11 am and it was time for us to check out. Unfortunately, our end note was not that sweet. The hotel had arranged a private taxi (car with white number plate) for dropping to our onward destination. Upon asking the driver, he said in front of hotel staffs that “in Kalimpong white board cars are allowed to do commercial trips.” Whatever be the fact, take our words, do confirm the rates with the driver before starting your journey from hotel.

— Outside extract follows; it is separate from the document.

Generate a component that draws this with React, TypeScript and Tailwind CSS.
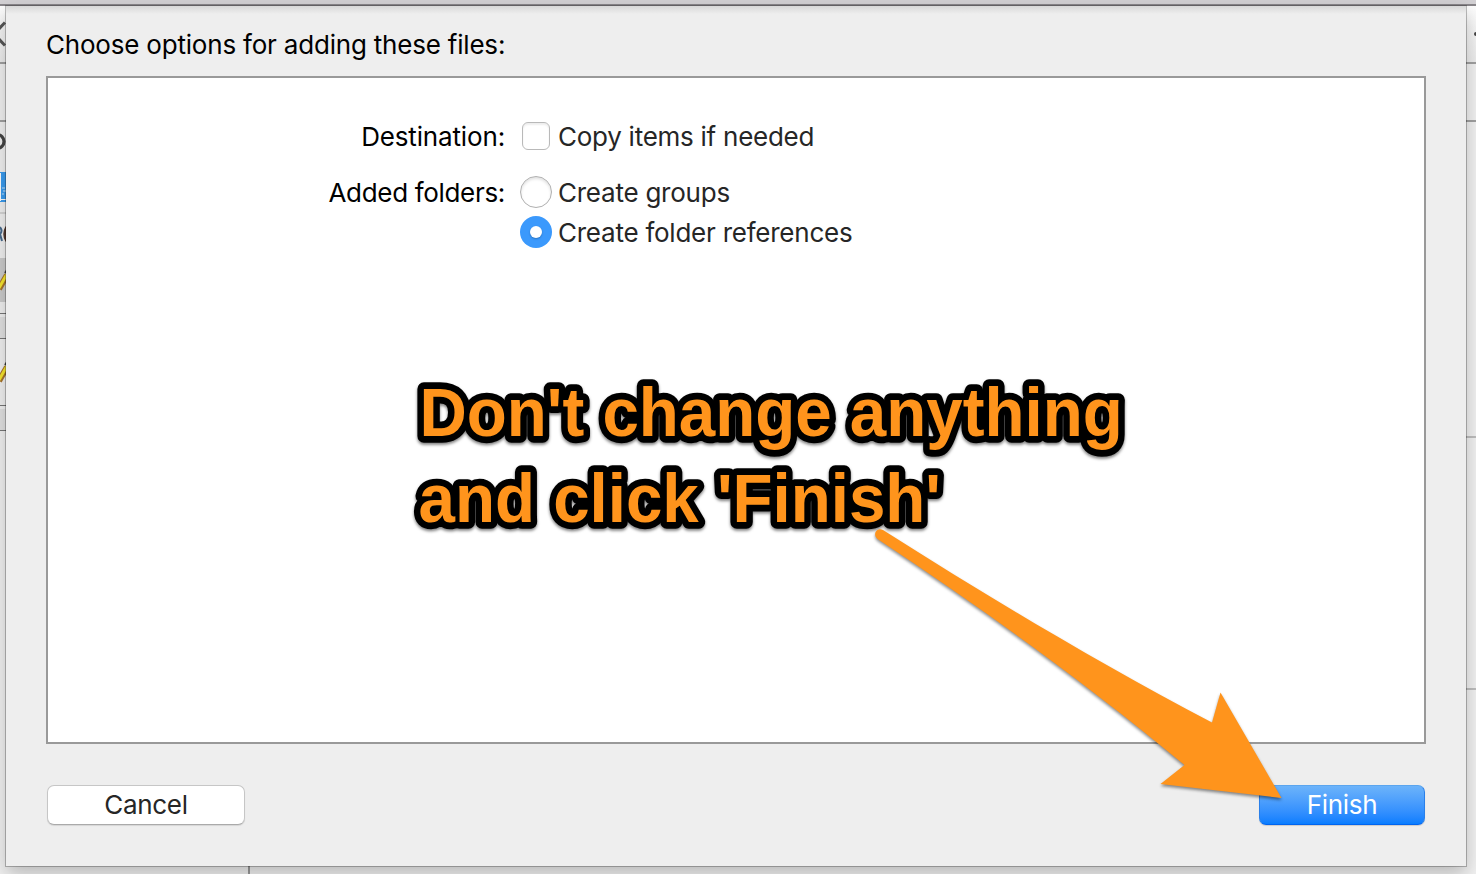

We faced serious concerns with the driver booked through hotel reception regarding the trip cost at the end of the day. The amount told to us by hotel receptionist was way less than the driver actually charged us at the dropping point. The overall taxi experience during the entire trip was horrible which reinstates the need of governance by transport authorities in the region. Till the time that happens, at least the hotels must take care of these subtle issues in the long run because when tourists books a taxi through the hotel, they will not expect such discrepancies and impolite driver behaviour.
Whatever be the ups and downs, our winter tour to Kalimpong was a memorable one, heartened by a lifetime stay at the heritage hotel. We thoroughly enjoyed the grand view of the mountains, ultimate solitude, lovely bonfire, tasty food, aromatic Darjeeling tea and the prevailing chilling climate – exactly what we had planned as part our New Year celebrations.